After Warwick, I went to Sussex University to do an MA in Twentieth Century English Literature, and realised I wasn’t a literary critic. I didn’t really care about Derrida, Foucault, or even the then-hyper-cool Judith Butler, but I pretended I did for a while. When I’d finished, I thought I should work in the media, because that’s what everyone at Sussex wanted to do, it was much cooler than being a teacher, and it was even a bit like writing - wasn’t it? - but it paid much more. Well, it paid.
It took me seven years to gather the courage to face writing again, and by that time I really didn’t have any choice. It was either that or become very miserable indeed. I tried, for a while, to do it on my own. I still had a feeling that Creative Writing courses were a load of mumbo-jumbo, taken by people who loved talking about themselves and how special they were. I did write a little - not much - but I had no idea if it was any good, and I needed to find out. What would be the point of continuing to squeeze words out at my bedside desk (made out of a door and two trestles) otherwise? So I braced myself and applied for the MA in Creative Writing at Chichester. I had a good friend at work whose partner, Dave Swann, worked there, and he seemed nice and even quite normal. If they were all like him, it would be OK.
To my surprise, I was accepted. Then I began to feel afraid. Going into a university again - what was I thinking? Seminars and essays and reading lists and pretending to care about literary theory. And all those other students who would be better, cleverer, than me.
But the course was completely different to what I’d imagined. The tutors were, like Dave, friendly and approachable, for a start. I understood almost everything they said, and some of it chimed with me: I recognised it, somehow. They were all writers, but they were all (fairly) normal. They had a practical approach to writing, talked a lot about the nuts and bolts of getting words on a page, about the craft and graft of writing. They had helpful advice on how to keep going. They loved reading for reading’s sake, and they loved stories - and they were academics! I couldn’t quite believe the liberation of it: I was allowed to make things up. I handed in assignments without footnotes. I didn’t back up anything I said with quotations or examples. I just made it up. What a joy.
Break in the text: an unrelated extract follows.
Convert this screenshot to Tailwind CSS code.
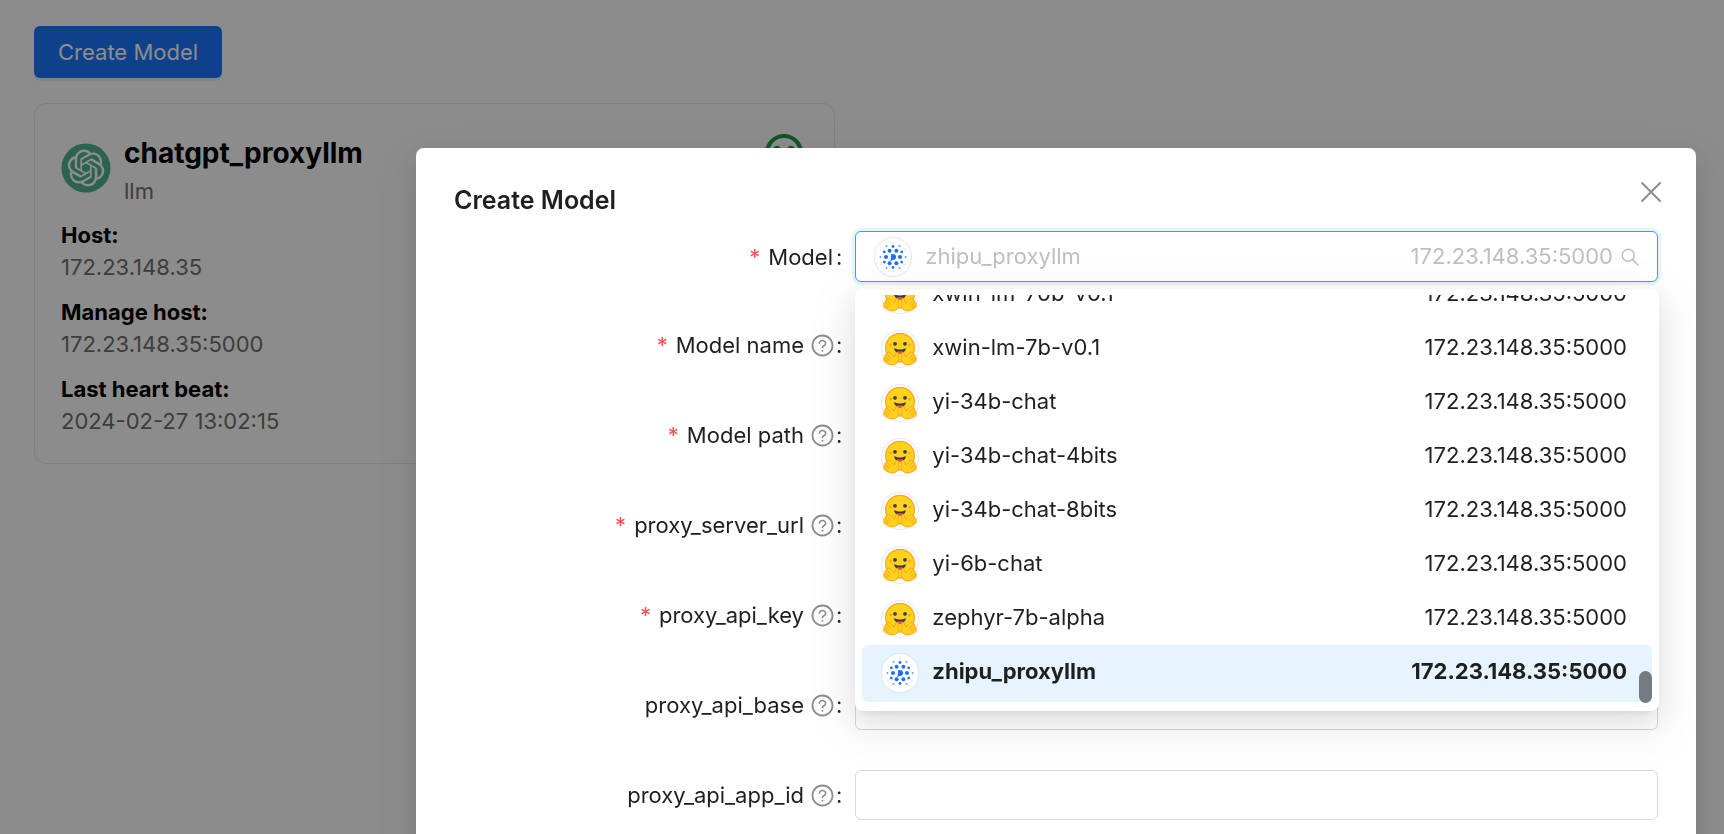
<!DOCTYPE html>
<html lang="en">
<head>
<meta charset="utf-8">
<meta name="viewport" content="width=device-width, initial-scale=1">
<title>Create Model</title>
<script src="https://cdn.jsdelivr.net/npm/@tailwindcss/browser@4"></script>
</head>
<body class="min-h-screen bg-white font-[Inter,'Liberation_Sans',sans-serif] text-[22px] leading-8 text-[#1f1f1f]">

<svg class="hidden" aria-hidden="true">
  <symbol id="hug" viewBox="0 0 36 36">
    <circle cx="18" cy="16.700" r="14.400" fill="#ffd21e" stroke="#ffa41b" stroke-width="1.200"/>
    <circle cx="8.400" cy="14" r="1.200" fill="#ffa41b"/><circle cx="27.600" cy="14" r="1.200" fill="#ffa41b"/>
    <circle cx="13" cy="12.800" r="1.900" fill="#3a3b45"/><circle cx="23" cy="12.800" r="1.900" fill="#3a3b45"/>
    <path d="M12.800 17.200c1.600.9 3.200 1.400 5.200 1.400s3.700-.5 5.200-1.400c.7 0 .6 1.200.2 2.100-.9 2-3 3.200-5.400 3.200s-4.500-1.200-5.400-3.200c-.4-.9-.5-2.100.2-2.100z" fill="#3a3b45"/>
    <path d="M14.300 21.200c.8-1.300 2.600-1.100 3.700-.6 1.100-.5 2.900-.7 3.700.6-1 .9-2.300 1.300-3.700 1.300s-2.700-.4-3.700-1.300z" fill="#ef4e4e"/>
    <g id="hand" fill="#ffd21e" stroke="#ffa41b" stroke-width="1" stroke-linejoin="round">
      <path d="M6.800 21.300c-1.200-.5-2.300.5-2 1.900-1.400-.2-2.300 1.100-1.700 2.400-1.200.1-1.700 1.500-1 2.500-.9.700-.7 2 .3 2.600 2.600 2 6.400 3.500 9.400 3 2.900-.4 4.600-2.500 4.700-5.100.1-1.400-.8-2.400-.3-4 .4-1.500.1-3-1-3.100-1.200-.1-1.900 1-2.200 2.500l-.6 1.800c-1.200-.4-2.200-1.300-3.100-2.500-.9-1.200-1.700-1.800-2.500-2z"/>
      <path d="M4.800 23.200l4.400 4.500M3.100 25.600l4.600 3.800M2.100 28.100l4.200 2.600" fill="none"/>
    </g>
    <use href="#hand" transform="matrix(-1 0 0 1 36 0)"/>
  </symbol>
  <symbol id="zhipu" viewBox="0 0 36 36">
    <g fill="#1f70ff">
      <path d="M16.200 15l3.200.3c2.400 1.200 2.400 4.200 0 5.400l-1.800.2-2.400 1.300.7-2.800z"/>
      <circle cx="14.600" cy="11.800" r="2"/><circle cx="21.400" cy="11.800" r="2"/>
      <circle cx="11" cy="18" r="2.100"/><circle cx="25" cy="18" r="2.100"/>
      <circle cx="14.600" cy="24.200" r="2"/><circle cx="21.400" cy="24.200" r="2"/>
      <circle cx="18" cy="7.500" r="1.400"/><circle cx="18" cy="28.500" r="1.400"/>
      <circle cx="9.300" cy="12.900" r="1.400"/><circle cx="26.700" cy="12.900" r="1.400"/>
      <circle cx="9.300" cy="23.100" r="1.400"/><circle cx="26.700" cy="23.100" r="1.400"/>
      <g opacity=".7"><circle cx="11.500" cy="7" r="1"/><circle cx="24.500" cy="7" r="1"/><circle cx="5.400" cy="18" r="1"/><circle cx="30.600" cy="18" r="1"/><circle cx="11.500" cy="29" r="1"/><circle cx="24.500" cy="29" r="1"/></g>
      <g opacity=".3"><circle cx="18" cy="3.800" r=".7"/><circle cx="18" cy="32.200" r=".7"/><circle cx="6" cy="10.800" r=".7"/><circle cx="30" cy="10.800" r=".7"/><circle cx="6" cy="25.200" r=".7"/><circle cx="30" cy="25.200" r=".7"/></g>
    </g>
  </symbol>
  <symbol id="help" viewBox="0 0 1024 1024">
    <path d="M512 64C264.600 64 64 264.600 64 512s200.600 448 448 448 448-200.600 448-448S759.400 64 512 64zm0 820c-205.400 0-372-166.600-372-372s166.600-372 372-372 372 166.600 372 372-166.600 372-372 372z"/>
    <path d="M623.600 316.700C593.600 290.400 554 276 512 276s-81.600 14.500-111.600 40.700C369.200 344 352 380.700 352 420v7.600c0 4.400 3.600 8 8 8h48c4.400 0 8-3.600 8-8V420c0-44.100 43.100-80 96-80s96 35.900 96 80c0 31.100-22 59.600-56.100 72.700-21.200 8.100-39.200 22.300-52.100 40.900-13.100 19-19.900 41.800-19.900 64.900V620c0 4.400 3.600 8 8 8h48c4.400 0 8-3.600 8-8v-22.700a48.300 48.300 0 0130.900-44.800c59-22.700 97.100-74.700 97.100-132.500.1-39.300-17.100-76-48.300-103.300zM472 732a40 40 0 1080 0 40 40 0 10-80 0z"/>
  </symbol>
</svg>

<main class="px-[34px] pt-[26px]">
  <button type="button" class="block h-[52px] rounded-md bg-[#1d76ff] px-6 text-white shadow-[0_3px_0_rgba(5,145,255,0.1)]">Create Model</button>

  <article class="mt-[25px] max-w-[801px] rounded-xl border border-gray-200 px-[26px] pt-[26px] pb-[26px] text-[#707070]">
    <header class="flex items-start">
      <svg class="mt-[13px] size-[50px] shrink-0" viewBox="0 0 50 50" role="img" aria-label="OpenAI">
        <circle cx="25" cy="25" r="24.500" fill="#51b292"/>
        <g transform="translate(6.600 6.600) scale(1.533)" fill="#fff">
          <path d="M22.282 9.821a5.985 5.985 0 0 0-.516-4.910 6.046 6.046 0 0 0-6.510-2.900A6.065 6.065 0 0 0 4.981 4.180a5.985 5.985 0 0 0-3.998 2.900 6.046 6.046 0 0 0 .743 7.097 5.980 5.980 0 0 0 .510 4.911 6.051 6.051 0 0 0 6.515 2.900A5.985 5.985 0 0 0 13.260 24a6.056 6.056 0 0 0 5.772-4.206 5.990 5.990 0 0 0 3.998-2.900 6.056 6.056 0 0 0-.748-7.073zM13.260 22.430a4.476 4.476 0 0 1-2.876-1.041l.142-.080 4.778-2.758a.795.795 0 0 0 .393-.681v-6.737l2.020 1.169a.071.071 0 0 1 .038.052v5.583a4.504 4.504 0 0 1-4.495 4.493zM3.600 18.304a4.471 4.471 0 0 1-.535-3.014l.142.085 4.783 2.759a.771.771 0 0 0 .780 0l5.843-3.369v2.332a.080.080 0 0 1-.033.062L9.740 19.950a4.500 4.500 0 0 1-6.140-1.646zM2.341 7.896a4.485 4.485 0 0 1 2.366-1.973V11.600a.766.766 0 0 0 .388.677l5.814 3.354-2.020 1.169a.076.076 0 0 1-.071 0l-4.830-2.787A4.504 4.504 0 0 1 2.341 7.872zm16.597 3.856l-5.833-3.388L15.119 7.200a.076.076 0 0 1 .071 0l4.830 2.791a4.494 4.494 0 0 1-.677 8.105v-5.678a.790.790 0 0 0-.405-.666zm2.010-3.024l-.142-.085-4.774-2.782a.776.776 0 0 0-.785 0L9.409 9.230V6.897a.066.066 0 0 1 .028-.062l4.830-2.787a4.499 4.499 0 0 1 6.681 4.660zM8.307 12.863l-2.020-1.164a.080.080 0 0 1-.038-.057V6.075a4.499 4.499 0 0 1 7.376-3.454l-.142.080-4.778 2.759a.795.795 0 0 0-.393.681zm1.097-2.365l2.602-1.500 2.607 1.500v2.999l-2.597 1.500-2.607-1.500z"/>
        </g>
      </svg>
      <div class="ml-[13px] flex-1">
        <h2 class="mt-px text-[28px] leading-[44px] font-bold text-black">chatgpt_proxyllm</h2>
        <p class="leading-8">llm</p>
      </div>
      <svg class="mr-[4px] mt-[3px] size-10" viewBox="0 0 40 40" fill="none" stroke="#1f9a46" stroke-width="4" role="img" aria-label="Healthy">
        <circle cx="20" cy="20" r="17"/><path d="M11 25q9 10 18 0"/><circle cx="13" cy="16" r="1.200"/><circle cx="27" cy="16" r="1.200"/>
      </svg>
    </header>
    <dl class="mt-3 grid gap-[13px]">
      <div><dt class="font-bold text-black">Host:</dt><dd>172.23.148.35</dd></div>
      <div><dt class="font-bold text-black">Manage host:</dt><dd>172.23.148.35:5000</dd></div>
      <div><dt class="font-bold text-black">Last heart beat:</dt><dd>2024-02-27 13:02:15</dd></div>
    </dl>
  </article>
</main>

<div class="fixed inset-0 flex justify-end overflow-hidden bg-black/45 pt-[148px] pr-7">
  <section role="dialog" aria-modal="true" aria-labelledby="title" class="min-h-full w-full max-w-[1280px] self-start rounded-lg bg-white px-[38px] pt-8 pb-10 shadow-[0_10px_26px_rgba(0,0,0,0.08),0_5px_10px_-6px_rgba(0,0,0,0.12),0_14px_45px_13px_rgba(0,0,0,0.05)]">
    <header class="flex h-10 items-center justify-between">
      <h1 id="title" class="text-[25px] leading-10 font-semibold">Create Model</h1>
      <button type="button" aria-label="Close" class="-mt-4 -mr-2 p-1">
        <svg class="size-[22px]" viewBox="0 0 22 22" fill="none" stroke="#8c8c8c" stroke-width="2" stroke-linecap="round"><path d="M2 2l18 18M20 2L2 20"/></svg>
      </button>
    </header>

    <form class="mt-[11px]">
      <div class="mb-[38px] grid grid-cols-3">
        <label for="model" class="flex items-center justify-end pr-[13px]"><span class="mr-2 text-[#ff4d4f]">*</span>Model<span class="ml-[3px]">:</span></label>
        <div class="relative col-span-2">
          <div class="flex h-[51px] items-center rounded-md border border-[#4096ff] bg-white px-[18px] text-[#bfbfbf] shadow-[0_0_0_3px_rgba(5,145,255,0.1)]">
            <span class="grid h-10 w-[38px] shrink-0 place-items-center rounded-full border border-gray-200 bg-white"><svg class="size-9"><use href="#zhipu"/></svg></span>
            <input id="model" type="text" role="combobox" aria-expanded="true" aria-controls="models" placeholder="zhipu_proxyllm" class="ml-[13px] h-full min-w-0 flex-1 bg-transparent pb-[2px] outline-none placeholder:text-[#bfbfbf]">
            <span class="pb-[2px]">172.23.148.35:5000</span>
            <svg class="ml-2 size-[18px]" viewBox="0 0 18 18" fill="none" stroke="currentColor" stroke-width="1.500" stroke-linecap="round"><circle cx="7.200" cy="7.200" r="6"/><path d="M11.600 11.600l5.400 5.400"/></svg>
          </div>

          <div class="absolute top-[58px] -right-px left-0 z-10 rounded-lg bg-white p-[7px] pt-[6px] shadow-[0_10px_26px_rgba(0,0,0,0.08),0_5px_10px_-6px_rgba(0,0,0,0.12),0_14px_45px_13px_rgba(0,0,0,0.05)]">
            <ul id="models" role="listbox" aria-label="Model" class="relative flex h-[409px] flex-col justify-end overflow-hidden pb-[2px]">
              <li role="option" class="flex h-[54px] shrink-0 items-center pr-[25px] pb-[2px] pl-[19px]"><span class="mt-[3px] mr-[13px] size-[38px] rounded-full border border-gray-200 bg-white"><svg class="size-9"><use href="#hug"/></svg></span><span class="flex-1">xwin-lm-70b-v0.1</span><span>172.23.148.35:5000</span></li>
              <li role="option" class="flex h-[54px] shrink-0 items-center pr-[25px] pb-[2px] pl-[19px]"><span class="mt-[3px] mr-[13px] size-[38px] rounded-full border border-gray-200 bg-white"><svg class="size-9"><use href="#hug"/></svg></span><span class="flex-1">xwin-lm-7b-v0.1</span><span>172.23.148.35:5000</span></li>
              <li role="option" class="flex h-[54px] shrink-0 items-center pr-[25px] pb-[2px] pl-[19px]"><span class="mt-[3px] mr-[13px] size-[38px] rounded-full border border-gray-200 bg-white"><svg class="size-9"><use href="#hug"/></svg></span><span class="flex-1">yi-34b-chat</span><span>172.23.148.35:5000</span></li>
              <li role="option" class="flex h-[54px] shrink-0 items-center pr-[25px] pb-[2px] pl-[19px]"><span class="mt-[3px] mr-[13px] size-[38px] rounded-full border border-gray-200 bg-white"><svg class="size-9"><use href="#hug"/></svg></span><span class="flex-1">yi-34b-chat-4bits</span><span>172.23.148.35:5000</span></li>
              <li role="option" class="flex h-[54px] shrink-0 items-center pr-[25px] pb-[2px] pl-[19px]"><span class="mt-[3px] mr-[13px] size-[38px] rounded-full border border-gray-200 bg-white"><svg class="size-9"><use href="#hug"/></svg></span><span class="flex-1">yi-34b-chat-8bits</span><span>172.23.148.35:5000</span></li>
              <li role="option" class="flex h-[54px] shrink-0 items-center pr-[25px] pb-[2px] pl-[19px]"><span class="mt-[3px] mr-[13px] size-[38px] rounded-full border border-gray-200 bg-white"><svg class="size-9"><use href="#hug"/></svg></span><span class="flex-1">yi-6b-chat</span><span>172.23.148.35:5000</span></li>
              <li role="option" class="flex h-[54px] shrink-0 items-center pr-[25px] pb-[2px] pl-[19px]"><span class="mt-[3px] mr-[13px] size-[38px] rounded-full border border-gray-200 bg-white"><svg class="size-9"><use href="#hug"/></svg></span><span class="flex-1">zephyr-7b-alpha</span><span>172.23.148.35:5000</span></li>
              <li role="option" aria-selected="true" class="flex h-[57px] shrink-0 items-start rounded-md bg-[#e6f4ff] pt-[10px] pr-[25px] pl-[19px] font-bold"><span class="-mt-[2px] mr-[13px] grid h-10 w-[38px] place-items-center rounded-full border border-gray-200 bg-white"><svg class="size-9"><use href="#zhipu"/></svg></span><span class="flex-1">zhipu_proxyllm</span><span>172.23.148.35:5000</span></li>
              <li role="presentation" class="absolute right-0 bottom-px h-8 w-[13px] rounded-full bg-[#757b82]"></li>
            </ul>
          </div>
        </div>
      </div>

      <div class="grid gap-10">
        <div class="grid grid-cols-3">
          <label for="name" class="flex items-center justify-end pr-[13px]"><span class="mr-2 text-[#ff4d4f]">*</span>Model name<svg class="ml-[6px] size-[25px] fill-[#8c8c8c]"><use href="#help"/></svg><span class="ml-px">:</span></label>
          <input id="name" type="text" class="col-span-2 h-[50px] rounded-md border border-[#d9d9d9] px-4">
        </div>
        <div class="grid grid-cols-3">
          <label for="path" class="flex items-center justify-end pr-[13px]"><span class="mr-2 text-[#ff4d4f]">*</span>Model path<svg class="ml-[6px] size-[25px] fill-[#8c8c8c]"><use href="#help"/></svg><span class="ml-px">:</span></label>
          <input id="path" type="text" class="col-span-2 h-[50px] rounded-md border border-[#d9d9d9] px-4">
        </div>
        <div class="grid grid-cols-3">
          <label for="url" class="flex items-center justify-end pr-[13px]"><span class="mr-2 text-[#ff4d4f]">*</span>proxy_server_url<svg class="ml-[6px] size-[25px] fill-[#8c8c8c]"><use href="#help"/></svg><span class="ml-px">:</span></label>
          <input id="url" type="text" class="col-span-2 h-[50px] rounded-md border border-[#d9d9d9] px-4">
        </div>
        <div class="grid grid-cols-3">
          <label for="key" class="flex items-center justify-end pr-[13px]"><span class="mr-2 text-[#ff4d4f]">*</span>proxy_api_key<svg class="ml-[6px] size-[25px] fill-[#8c8c8c]"><use href="#help"/></svg><span class="ml-px">:</span></label>
          <input id="key" type="text" class="col-span-2 h-[50px] rounded-md border border-[#d9d9d9] px-4">
        </div>
        <div class="grid grid-cols-3">
          <label for="base" class="flex items-center justify-end pr-[13px]">proxy_api_base<svg class="ml-[6px] size-[25px] fill-[#8c8c8c]"><use href="#help"/></svg><span class="ml-px">:</span></label>
          <input id="base" type="text" class="col-span-2 h-[50px] rounded-md border border-[#d9d9d9] px-4">
        </div>
        <div class="grid grid-cols-3">
          <label for="app" class="flex items-center justify-end pr-[13px]">proxy_api_app_id<svg class="ml-[6px] size-[25px] fill-[#8c8c8c]"><use href="#help"/></svg><span class="ml-px">:</span></label>
          <input id="app" type="text" class="col-span-2 h-[50px] rounded-md border border-[#d9d9d9] px-4">
        </div>
      </div>
    </form>
  </section>
</div>
</body>
</html>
I studied part time for two years, and managed to persuade my amiable employers to let me have a day off a week to write. The fact that you could pay-as-you-go, term by term, helped enormously. The course was exactly what I needed, because it did not encourage showing off or competitiveness amongst its students. Instead, we were asked to be supportive of each other’s work, whilst being critically rigorous, in workshop situations. Having worked in the media and studied for a critical MA, this was not what I was used to. I was used to big boys arguing, loudly. To show my work to people who read it carefully and offered balanced criticisms - and then listened to what I had to say about their work - was a great relief.
The course was structured into themed modules: Sources and Transformations; The Fantastic; Writing from Life; Form and Meaning. This encouraged us to experiment with different approaches to writing, and forced us to be versatile. It also forced the very few students who were a bit obsessed with talking about themselves and how special they were to stop it. We were also encouraged to explore different genres. As someone who hadn’t written a piece of fiction for ten years, this approach worked for me: it gave me an overview of some of the options out there, and helped me to narrow down my own interests.
By the end of the course, I was about half way through my first novel, The Pools. The greatest thing that the MA did for me was to let me know that I wasn’t alone, and it was OK - even necessary - to fail. It taught me that, when you’re writing for assignments and workshops, you should expect to fail: being told what’s wrong with your writing is the greatest gift a course can offer you. It’s a real privilege to receive this information in a supportive environment, rather than immediately facing the vicious blank page of the agent’s standard-format rejection letter. Through being surrounded by people who had the same ambitions as me - and through meeting people who had actually had books and poems published, and were willing to be generous with what they’d learned - the idea of being a writer began to seem not so ridiculous; it began, in fact, to seem almost ordinary.
Bethan Roberts graduated from the MA in Creative Writing at the University of Chichester in 2004. In the same year, she won an Arvon / Jerwood Young Writers' Apprenticeship Award, which took the form of a six-month mentorship period with the novelist Andrew Cowan. In 2006 she was awarded the Olive Cook Short Story Prize by the Society of Authors. Her novel The Pools will be published by Serpent's Tail in August 2007. She is currently working on her second novel, Things I Never Should Do.